Romero notes the political positions taken by government and other authorities who have been exploring various positions on the issue as the debate involves national identity, class division, and the legacy of slavery. If Jamaica chooses to make Patois its national language, the repercussions would be felt throughout the Caribbean, as well as in sections of Central and South America. Leader of Jamaica’s opposition People’s National Party, Mark Golding, has promised to make Jamaican the official language, stating that it is important to project the country’s culture outside of its borders. He stated, “If it is loved abroad, why don’t we respect it a yaad?” Mr. Golding asked in a speech notable for its Patois words like “yaad,” which means home.

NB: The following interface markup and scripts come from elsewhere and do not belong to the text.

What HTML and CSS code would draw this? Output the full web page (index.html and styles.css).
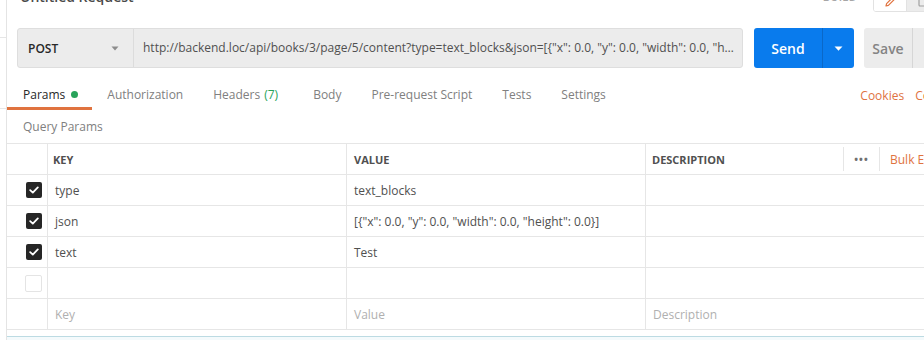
FILE: index.html
```html
<!DOCTYPE html>
<html lang="en">
<head>
<meta charset="utf-8">
<title>Untitled Request</title>
<link rel="stylesheet" href="styles.css">
</head>
<body>
<div class="app">
  <div class="sidebar-edge">
    <span class="tick tick-a"></span>
    <span class="tick tick-b"></span>
  </div>
  <div class="main">
    <div class="titlebar">
      <div class="title">Untitled Request</div>
      <div class="title-right">
        <span class="build">BUILD</span>
        <div class="mode-toggle">
          <span class="mode mode-on">
            <svg width="12" height="12" viewBox="0 0 12 12"><path d="M2 10 L2.6 7.6 L8.4 1.8 L10.2 3.6 L4.4 9.4 Z" fill="none" stroke="#e0733f" stroke-width="1.2" stroke-linejoin="round"/></svg>
          </span>
          <span class="mode mode-off">
            <svg width="12" height="12" viewBox="0 0 12 12"><rect x="2" y="2" width="8" height="8" rx="1" fill="none" stroke="#a0a0a0" stroke-width="1.2"/></svg>
          </span>
        </div>
      </div>
    </div>

    <div class="request-bar">
      <div class="url-group">
        <div class="method">
          <span class="method-name">POST</span>
          <svg class="caret" width="8" height="5" viewBox="0 0 8 5"><path d="M0.5 0.5 L7.5 0.5 L4 4.5 Z" fill="#8c8c8c"/></svg>
        </div>
        <div class="url">http://backend.loc/api/books/3/page/5/content?type=text_blocks&amp;json=[{"x": 0.0, "y": 0.0, "width": 0.0, "height": 0.0}]&amp;text=Test</div>
      </div>
      <div class="send">
        <span class="send-label">Send</span>
        <span class="send-caret">
          <svg width="9" height="5" viewBox="0 0 9 5"><path d="M0.5 0.5 L8.5 0.5 L4.5 4.8 Z" fill="#ffffff"/></svg>
        </span>
      </div>
      <div class="save">
        <span class="save-label">Save</span>
        <span class="save-caret"></span>
      </div>
    </div>

    <div class="tabs">
      <div class="tab-list">
        <span class="tab active">Params <span class="dot"></span></span>
        <span class="tab">Authorization</span>
        <span class="tab tab-headers">Headers <span class="count">(7)</span></span>
        <span class="tab">Body</span>
        <span class="tab">Pre-request Script</span>
        <span class="tab">Tests</span>
        <span class="tab">Settings</span>
      </div>
      <div class="tab-links">
        <span class="link">Cookies</span>
        <span class="link">Code</span>
      </div>
    </div>

    <div class="section-label">Query Params</div>

    <div class="params-table">
      <div class="row head">
        <div class="cell check"></div>
        <div class="cell key">KEY</div>
        <div class="cell value">VALUE</div>
        <div class="cell desc">
          <span class="desc-label">DESCRIPTION</span>
          <span class="more">&#8226;&#8226;&#8226;</span>
          <span class="bulk">Bulk Edit</span>
        </div>
      </div>
      <div class="row">
        <div class="cell check"><span class="box on"><svg width="10" height="8" viewBox="0 0 10 8"><path d="M1.2 4.2 L3.8 6.6 L8.8 1.4" fill="none" stroke="#fff" stroke-width="1.8" stroke-linecap="round" stroke-linejoin="round"/></svg></span></div>
        <div class="cell key">type</div>
        <div class="cell value">text_blocks</div>
        <div class="cell desc"></div>
      </div>
      <div class="row">
        <div class="cell check"><span class="box on"><svg width="10" height="8" viewBox="0 0 10 8"><path d="M1.2 4.2 L3.8 6.6 L8.8 1.4" fill="none" stroke="#fff" stroke-width="1.8" stroke-linecap="round" stroke-linejoin="round"/></svg></span></div>
        <div class="cell key">json</div>
        <div class="cell value">[{"x": 0.0, "y": 0.0, "width": 0.0, "height": 0.0}]</div>
        <div class="cell desc"></div>
      </div>
      <div class="row">
        <div class="cell check"><span class="box on"><svg width="10" height="8" viewBox="0 0 10 8"><path d="M1.2 4.2 L3.8 6.6 L8.8 1.4" fill="none" stroke="#fff" stroke-width="1.8" stroke-linecap="round" stroke-linejoin="round"/></svg></span></div>
        <div class="cell key">text</div>
        <div class="cell value">Test</div>
        <div class="cell desc"></div>
      </div>
      <div class="row">
        <div class="cell check"><span class="box off"></span></div>
        <div class="cell key"></div>
        <div class="cell value"></div>
        <div class="cell desc"></div>
      </div>
      <div class="row last">
        <div class="cell check"></div>
        <div class="cell key placeholder">Key</div>
        <div class="cell value placeholder">Value</div>
        <div class="cell desc placeholder">Description</div>
      </div>
    </div>

    <div class="response-edge"></div>
  </div>
</div>
</body>
</html>
```

FILE: styles.css
```css
* { box-sizing: border-box; }

html, body {
  margin: 0;
  padding: 0;
  background: #ffffff;
  overflow: hidden;
}

body {
  font-family: "Open Sans", "Noto Sans", sans-serif;
  font-size: 12px;
  color: #505050;
  width: 924px;
  height: 340px;
}

.app {
  display: flex;
  width: 1040px;
  height: 340px;
}

.sidebar-edge {
  width: 6px;
  flex: none;
  display: flex;
  flex-direction: column;
}

.tick {
  display: block;
  flex: none;
  height: 1px;
  background: #e6e6e6;
}

.tick-a { margin-top: 37px; }
.tick-b { margin-top: 70px; }

.main {
  flex: 1;
  border-left: 1px solid #e4e4e4;
  display: flex;
  flex-direction: column;
}

.main > * { flex: none; }

/* title bar */
.titlebar {
  height: 28px;
  display: flex;
  align-items: flex-start;
  justify-content: space-between;
}

.title {
  margin-top: -13px;
  margin-left: 13px;
  font-size: 14px;
  line-height: 20px;
  font-weight: 600;
  color: #4a4a4a;
}

.title-right {
  display: flex;
  align-items: flex-start;
  margin-right: 101px;
}

.build {
  margin-top: -11px;
  font-size: 11px;
  line-height: 16px;
  font-weight: 600;
  color: #a6a6a6;
  letter-spacing: 0.3px;
  margin-right: 16px;
}

.mode-toggle {
  margin-top: -14px;
  height: 26px;
  display: flex;
  border: 1px solid #e2e2e2;
  border-radius: 3px;
  overflow: hidden;
}

.mode {
  width: 32px;
  display: flex;
  align-items: center;
  justify-content: center;
  padding-top: 6px;
}

.mode-on { background: #ffffff; }
.mode-off { background: #ececec; border-left: 1px solid #e2e2e2; }

/* request bar */
.request-bar {
  display: flex;
  height: 40px;
  padding-left: 10px;
}

.url-group {
  width: 726px;
  display: flex;
  background: #ececec;
  border: 1px solid #dedede;
  border-radius: 3px;
}

.method {
  width: 116px;
  flex: none;
  display: flex;
  align-items: center;
  justify-content: space-between;
  padding: 0 14px 0 10px;
  border-right: 1px solid #dcdcdc;
}

.method-name {
  font-weight: 600;
  color: #282828;
  font-size: 12px;
}

.url {
  flex: 1;
  min-width: 0;
  padding: 0 7px 0 9px;
  white-space: nowrap;
  overflow: hidden;
  text-overflow: ellipsis;
  line-height: 38px;
  color: #505050;
}

.send {
  margin-left: 11px;
  width: 100px;
  display: flex;
  background: #097bed;
  border-radius: 3px;
  color: #ffffff;
}

.send-label {
  width: 69px;
  display: flex;
  align-items: center;
  justify-content: center;
  font-size: 14px;
  font-weight: 600;
  border-right: 1px solid #0a68c8;
}

.send-caret {
  flex: 1;
  display: flex;
  align-items: center;
  justify-content: center;
}

.save {
  margin-left: 10px;
  width: 86px;
  display: flex;
  background: #ececec;
  border-radius: 3px;
}

.save-label {
  width: 49px;
  display: flex;
  align-items: center;
  justify-content: center;
  font-size: 14px;
  font-weight: 600;
  color: #848484;
  border-right: 1px solid #d6d6d6;
}

.save-caret { flex: 1; }

/* tabs */
.tabs {
  margin-top: 10px;
  height: 32px;
  display: flex;
  justify-content: space-between;
}

.tab-list {
  display: flex;
}

.tab {
  padding: 0 15px;
  display: flex;
  align-items: center;
  color: #808080;
  border-bottom: 3px solid transparent;
  padding-top: 3px;
}

.tab.active {
  padding-left: 16px;
  padding-right: 14px;
  color: #282828;
  border-bottom-color: #e0733f;
}

.tab-headers { padding-right: 20px; }

.dot {
  display: inline-block;
  width: 7px;
  height: 7px;
  border-radius: 50%;
  background: #28a35a;
  margin-left: 6px;
}

.count {
  color: #28a35a;
  margin-left: 4px;
}

.tab-links {
  display: flex;
  align-items: center;
  gap: 11px;
  padding-top: 3px;
  padding-right: 96px;
}

.link { color: #e0733f; }

/* query params */
.section-label {
  height: 33px;
  display: flex;
  align-items: center;
  padding-left: 16px;
  color: #808080;
}

.params-table {
  display: flex;
  flex-direction: column;
}

.row {
  display: flex;
  flex: none;
  height: 31px;
  border-top: 1px solid #e6e6e6;
}

.row.last {
  border-bottom: 1px solid #e6e6e6;
  height: 32px;
}

.cell {
  display: flex;
  align-items: center;
  border-right: 1px solid #e6e6e6;
  padding-left: 7px;
  white-space: nowrap;
  color: #505050;
}

.cell.check {
  width: 41px;
  padding-left: 19px;
}

.cell.key { width: 299px; }
.cell.value { width: 299px; }

.cell.desc {
  flex: 1;
  border-right: none;
  padding-left: 7px;
}

.head .cell {
  font-size: 11px;
  font-weight: 700;
  color: #505050;
  padding-left: 5px;
}

.head .cell.check { padding-left: 19px; }
.head .cell.value { padding-left: 7px; }

.head .cell.desc {
  padding-left: 0;
  align-items: stretch;
}

.desc-label {
  width: 197px;
  padding-left: 6px;
  display: flex;
  align-items: center;
}

.more {
  width: 37px;
  display: flex;
  align-items: center;
  justify-content: center;
  border-left: 1px solid #e6e6e6;
  border-right: 1px solid #e6e6e6;
  margin: 3px 0;
  color: #707070;
  font-size: 10px;
  letter-spacing: 1px;
}

.bulk {
  display: flex;
  align-items: center;
  padding-left: 10px;
  font-size: 12px;
  font-weight: 400;
  color: #e0733f;
}

.box {
  width: 16px;
  height: 16px;
  border-radius: 2px;
  display: flex;
  align-items: center;
  justify-content: center;
}

.box.on { background: #262626; }

.box.off {
  border: 1px solid #e4e4e4;
  margin-left: -1px;
  width: 17px;
  height: 17px;
  margin-top: 1px;
}

.placeholder { color: #b0b0b0; }

.response-edge {
  margin-top: 6px;
  height: 20px;
  border-top: 1px solid #bcdbe3;
  background: #f4fafc;
}
```
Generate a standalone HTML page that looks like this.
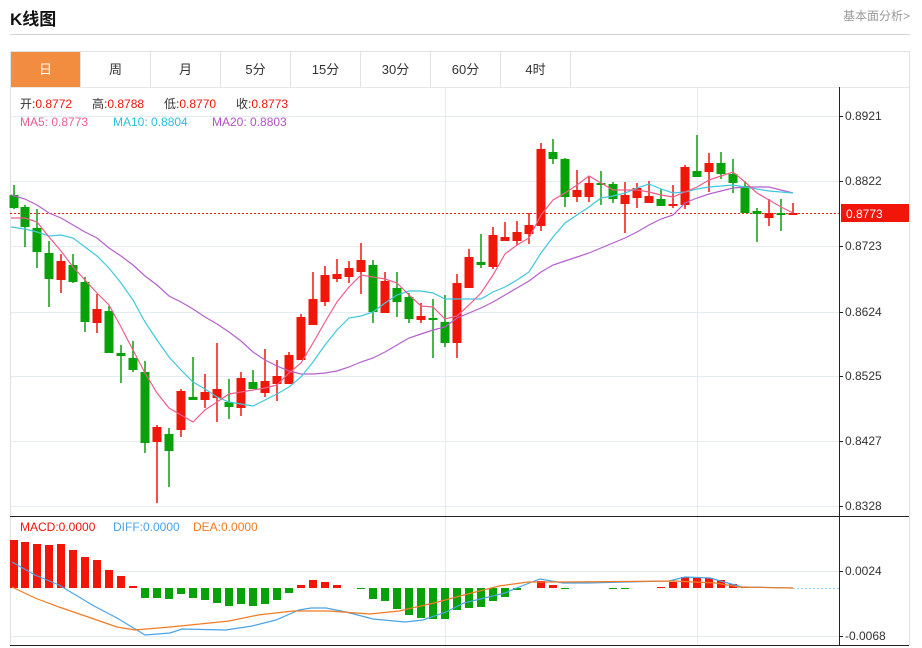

Jamaican Prime Minister Andrew Holness of the nation’s governing Jamaica Labor Party, has been more nuanced on the issue, believing that the language should be “institutionalized” and not saying it should become the official national language.
Support For a Language “Bridge”
The article concludes by describing the strong support for making Patois the official national language among representatives of Jamaica’s education system. Many teachers and school administrators argue that younger children are not well served by prioritizing English when they start school as they are only fluent in Patois at that time. A report from 2021 found that about 33 percent of Jamaica’s sixth graders were illiterate in English and more than 50 percent had difficulty writing in English. Former principal Grace Baston said that the schools are effectively teaching children to read in a foreign language. She added that she is not advocating to replace English, but wants to prepare children to succeed and thrive in both languages. She would like to use Patois as a “bridge” that would be used to teach the basics before transitioning learners to English.